WHAT THE TASK ASKS: Restate the whole of the material. Keep every word, and drop the pictures.

#### INFORMATION PROVIDED ####

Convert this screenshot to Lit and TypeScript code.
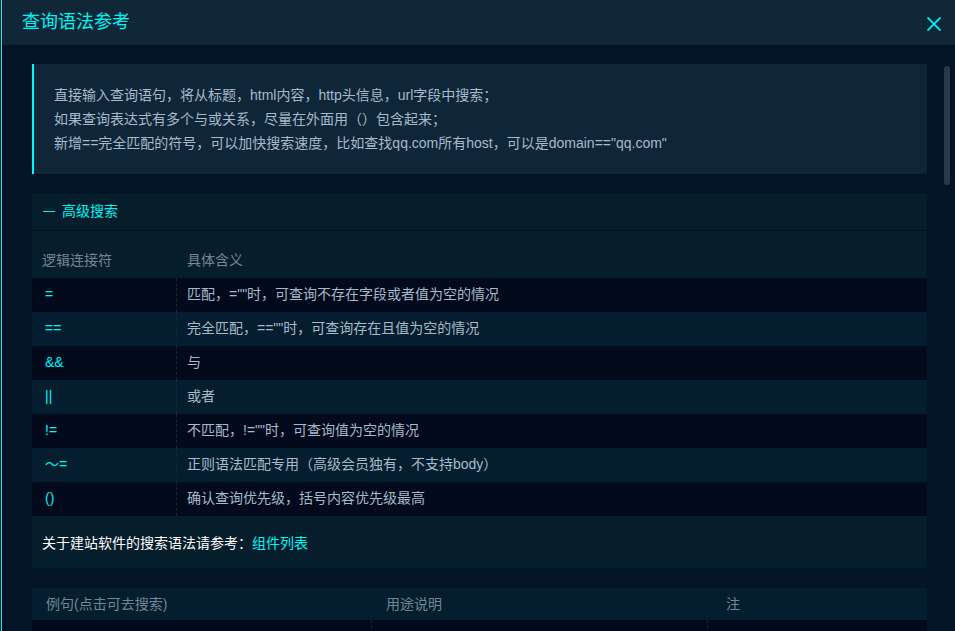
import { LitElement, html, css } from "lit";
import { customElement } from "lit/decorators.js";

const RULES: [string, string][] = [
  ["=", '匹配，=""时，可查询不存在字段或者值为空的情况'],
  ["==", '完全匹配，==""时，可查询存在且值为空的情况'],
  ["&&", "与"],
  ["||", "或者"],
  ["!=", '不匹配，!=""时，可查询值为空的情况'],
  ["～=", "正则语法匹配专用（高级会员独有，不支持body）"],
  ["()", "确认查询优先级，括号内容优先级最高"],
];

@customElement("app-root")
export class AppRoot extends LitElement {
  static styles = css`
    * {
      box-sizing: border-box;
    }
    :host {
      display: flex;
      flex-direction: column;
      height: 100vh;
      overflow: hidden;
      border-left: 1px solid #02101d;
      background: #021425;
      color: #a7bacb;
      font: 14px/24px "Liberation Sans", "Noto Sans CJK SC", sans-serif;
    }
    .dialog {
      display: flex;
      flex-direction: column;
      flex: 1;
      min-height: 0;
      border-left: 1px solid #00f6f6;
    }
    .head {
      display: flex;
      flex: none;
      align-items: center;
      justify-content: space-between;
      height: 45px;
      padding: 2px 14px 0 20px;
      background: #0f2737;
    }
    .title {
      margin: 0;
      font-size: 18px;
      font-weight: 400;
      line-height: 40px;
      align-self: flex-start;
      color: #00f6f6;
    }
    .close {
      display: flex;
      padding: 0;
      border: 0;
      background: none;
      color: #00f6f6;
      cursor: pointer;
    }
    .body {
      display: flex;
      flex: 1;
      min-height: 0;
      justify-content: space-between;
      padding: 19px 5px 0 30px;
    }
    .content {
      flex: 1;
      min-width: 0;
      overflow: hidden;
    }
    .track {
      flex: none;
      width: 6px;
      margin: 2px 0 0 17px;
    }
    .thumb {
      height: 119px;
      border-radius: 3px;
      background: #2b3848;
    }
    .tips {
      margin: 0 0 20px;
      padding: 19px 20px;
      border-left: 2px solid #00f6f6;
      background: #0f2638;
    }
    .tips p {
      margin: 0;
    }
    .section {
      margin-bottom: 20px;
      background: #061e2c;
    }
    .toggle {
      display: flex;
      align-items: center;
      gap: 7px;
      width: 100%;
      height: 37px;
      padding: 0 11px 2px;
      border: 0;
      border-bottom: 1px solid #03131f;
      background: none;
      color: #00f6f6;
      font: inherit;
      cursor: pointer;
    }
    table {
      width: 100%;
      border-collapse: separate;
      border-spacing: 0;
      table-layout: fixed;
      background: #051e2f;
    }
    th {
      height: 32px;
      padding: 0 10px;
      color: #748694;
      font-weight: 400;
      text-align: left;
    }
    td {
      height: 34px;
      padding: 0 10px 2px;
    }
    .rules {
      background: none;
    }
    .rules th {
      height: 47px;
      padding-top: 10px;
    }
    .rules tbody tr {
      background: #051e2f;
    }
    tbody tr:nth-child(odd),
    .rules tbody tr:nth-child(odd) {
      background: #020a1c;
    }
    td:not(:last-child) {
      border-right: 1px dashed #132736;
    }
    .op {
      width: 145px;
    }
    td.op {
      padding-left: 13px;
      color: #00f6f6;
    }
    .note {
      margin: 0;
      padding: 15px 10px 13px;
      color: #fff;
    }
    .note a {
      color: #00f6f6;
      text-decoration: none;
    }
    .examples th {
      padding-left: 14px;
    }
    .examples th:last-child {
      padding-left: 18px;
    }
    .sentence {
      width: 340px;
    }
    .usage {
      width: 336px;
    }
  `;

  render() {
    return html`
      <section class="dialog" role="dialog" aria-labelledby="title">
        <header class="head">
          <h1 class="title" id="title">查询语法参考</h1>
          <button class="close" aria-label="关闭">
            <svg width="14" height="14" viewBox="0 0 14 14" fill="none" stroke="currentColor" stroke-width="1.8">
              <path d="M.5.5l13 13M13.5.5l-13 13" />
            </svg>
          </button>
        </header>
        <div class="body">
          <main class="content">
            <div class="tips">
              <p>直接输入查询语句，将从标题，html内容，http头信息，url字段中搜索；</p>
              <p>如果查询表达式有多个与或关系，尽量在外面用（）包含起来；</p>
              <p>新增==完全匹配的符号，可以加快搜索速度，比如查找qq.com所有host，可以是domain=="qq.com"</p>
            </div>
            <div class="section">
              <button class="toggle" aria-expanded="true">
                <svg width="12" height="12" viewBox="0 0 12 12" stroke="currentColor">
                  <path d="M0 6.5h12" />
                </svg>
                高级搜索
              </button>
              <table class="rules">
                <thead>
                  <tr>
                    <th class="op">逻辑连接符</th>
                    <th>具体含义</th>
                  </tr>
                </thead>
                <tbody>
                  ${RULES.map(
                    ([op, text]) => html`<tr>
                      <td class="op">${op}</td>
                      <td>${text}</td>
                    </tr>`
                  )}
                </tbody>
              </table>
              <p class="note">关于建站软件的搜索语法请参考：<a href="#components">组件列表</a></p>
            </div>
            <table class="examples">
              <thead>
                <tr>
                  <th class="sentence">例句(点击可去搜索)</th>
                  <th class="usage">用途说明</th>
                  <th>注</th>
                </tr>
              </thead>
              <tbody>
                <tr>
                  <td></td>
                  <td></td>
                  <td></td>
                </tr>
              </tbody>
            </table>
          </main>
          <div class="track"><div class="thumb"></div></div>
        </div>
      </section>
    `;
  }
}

####

SOLUTION BELOW:
Convert this screenshot to Lit and TypeScript code.
import { LitElement, html, css } from "lit";
import { customElement } from "lit/decorators.js";

const RULES: [string, string][] = [
  ["=", '匹配，=""时，可查询不存在字段或者值为空的情况'],
  ["==", '完全匹配，==""时，可查询存在且值为空的情况'],
  ["&&", "与"],
  ["||", "或者"],
  ["!=", '不匹配，!=""时，可查询值为空的情况'],
  ["～=", "正则语法匹配专用（高级会员独有，不支持body）"],
  ["()", "确认查询优先级，括号内容优先级最高"],
];

@customElement("app-root")
export class AppRoot extends LitElement {
  static styles = css`
    * {
      box-sizing: border-box;
    }
    :host {
      display: flex;
      flex-direction: column;
      height: 100vh;
      overflow: hidden;
      border-left: 1px solid #02101d;
      background: #021425;
      color: #a7bacb;
      font: 14px/24px "Liberation Sans", "Noto Sans CJK SC", sans-serif;
    }
    .dialog {
      display: flex;
      flex-direction: column;
      flex: 1;
      min-height: 0;
      border-left: 1px solid #00f6f6;
    }
    .head {
      display: flex;
      flex: none;
      align-items: center;
      justify-content: space-between;
      height: 45px;
      padding: 2px 14px 0 20px;
      background: #0f2737;
    }
    .title {
      margin: 0;
      font-size: 18px;
      font-weight: 400;
      line-height: 40px;
      align-self: flex-start;
      color: #00f6f6;
    }
    .close {
      display: flex;
      padding: 0;
      border: 0;
      background: none;
      color: #00f6f6;
      cursor: pointer;
    }
    .body {
      display: flex;
      flex: 1;
      min-height: 0;
      justify-content: space-between;
      padding: 19px 5px 0 30px;
    }
    .content {
      flex: 1;
      min-width: 0;
      overflow: hidden;
    }
    .track {
      flex: none;
      width: 6px;
      margin: 2px 0 0 17px;
    }
    .thumb {
      height: 119px;
      border-radius: 3px;
      background: #2b3848;
    }
    .tips {
      margin: 0 0 20px;
      padding: 19px 20px;
      border-left: 2px solid #00f6f6;
      background: #0f2638;
    }
    .tips p {
      margin: 0;
    }
    .section {
      margin-bottom: 20px;
      background: #061e2c;
    }
    .toggle {
      display: flex;
      align-items: center;
      gap: 7px;
      width: 100%;
      height: 37px;
      padding: 0 11px 2px;
      border: 0;
      border-bottom: 1px solid #03131f;
      background: none;
      color: #00f6f6;
      font: inherit;
      cursor: pointer;
    }
    table {
      width: 100%;
      border-collapse: separate;
      border-spacing: 0;
      table-layout: fixed;
      background: #051e2f;
    }
    th {
      height: 32px;
      padding: 0 10px;
      color: #748694;
      font-weight: 400;
      text-align: left;
    }
    td {
      height: 34px;
      padding: 0 10px 2px;
    }
    .rules {
      background: none;
    }
    .rules th {
      height: 47px;
      padding-top: 10px;
    }
    .rules tbody tr {
      background: #051e2f;
    }
    tbody tr:nth-child(odd),
    .rules tbody tr:nth-child(odd) {
      background: #020a1c;
    }
    td:not(:last-child) {
      border-right: 1px dashed #132736;
    }
    .op {
      width: 145px;
    }
    td.op {
      padding-left: 13px;
      color: #00f6f6;
    }
    .note {
      margin: 0;
      padding: 15px 10px 13px;
      color: #fff;
    }
    .note a {
      color: #00f6f6;
      text-decoration: none;
    }
    .examples th {
      padding-left: 14px;
    }
    .examples th:last-child {
      padding-left: 18px;
    }
    .sentence {
      width: 340px;
    }
    .usage {
      width: 336px;
    }
  `;

  render() {
    return html`
      <section class="dialog" role="dialog" aria-labelledby="title">
        <header class="head">
          <h1 class="title" id="title">查询语法参考</h1>
          <button class="close" aria-label="关闭">
            <svg width="14" height="14" viewBox="0 0 14 14" fill="none" stroke="currentColor" stroke-width="1.8">
              <path d="M.5.5l13 13M13.5.5l-13 13" />
            </svg>
          </button>
        </header>
        <div class="body">
          <main class="content">
            <div class="tips">
              <p>直接输入查询语句，将从标题，html内容，http头信息，url字段中搜索；</p>
              <p>如果查询表达式有多个与或关系，尽量在外面用（）包含起来；</p>
              <p>新增==完全匹配的符号，可以加快搜索速度，比如查找qq.com所有host，可以是domain=="qq.com"</p>
            </div>
            <div class="section">
              <button class="toggle" aria-expanded="true">
                <svg width="12" height="12" viewBox="0 0 12 12" stroke="currentColor">
                  <path d="M0 6.5h12" />
                </svg>
                高级搜索
              </button>
              <table class="rules">
                <thead>
                  <tr>
                    <th class="op">逻辑连接符</th>
                    <th>具体含义</th>
                  </tr>
                </thead>
                <tbody>
                  ${RULES.map(
                    ([op, text]) => html`<tr>
                      <td class="op">${op}</td>
                      <td>${text}</td>
                    </tr>`
                  )}
                </tbody>
              </table>
              <p class="note">关于建站软件的搜索语法请参考：<a href="#components">组件列表</a></p>
            </div>
            <table class="examples">
              <thead>
                <tr>
                  <th class="sentence">例句(点击可去搜索)</th>
                  <th class="usage">用途说明</th>
                  <th>注</th>
                </tr>
              </thead>
              <tbody>
                <tr>
                  <td></td>
                  <td></td>
                  <td></td>
                </tr>
              </tbody>
            </table>
          </main>
          <div class="track"><div class="thumb"></div></div>
        </div>
      </section>
    `;
  }
}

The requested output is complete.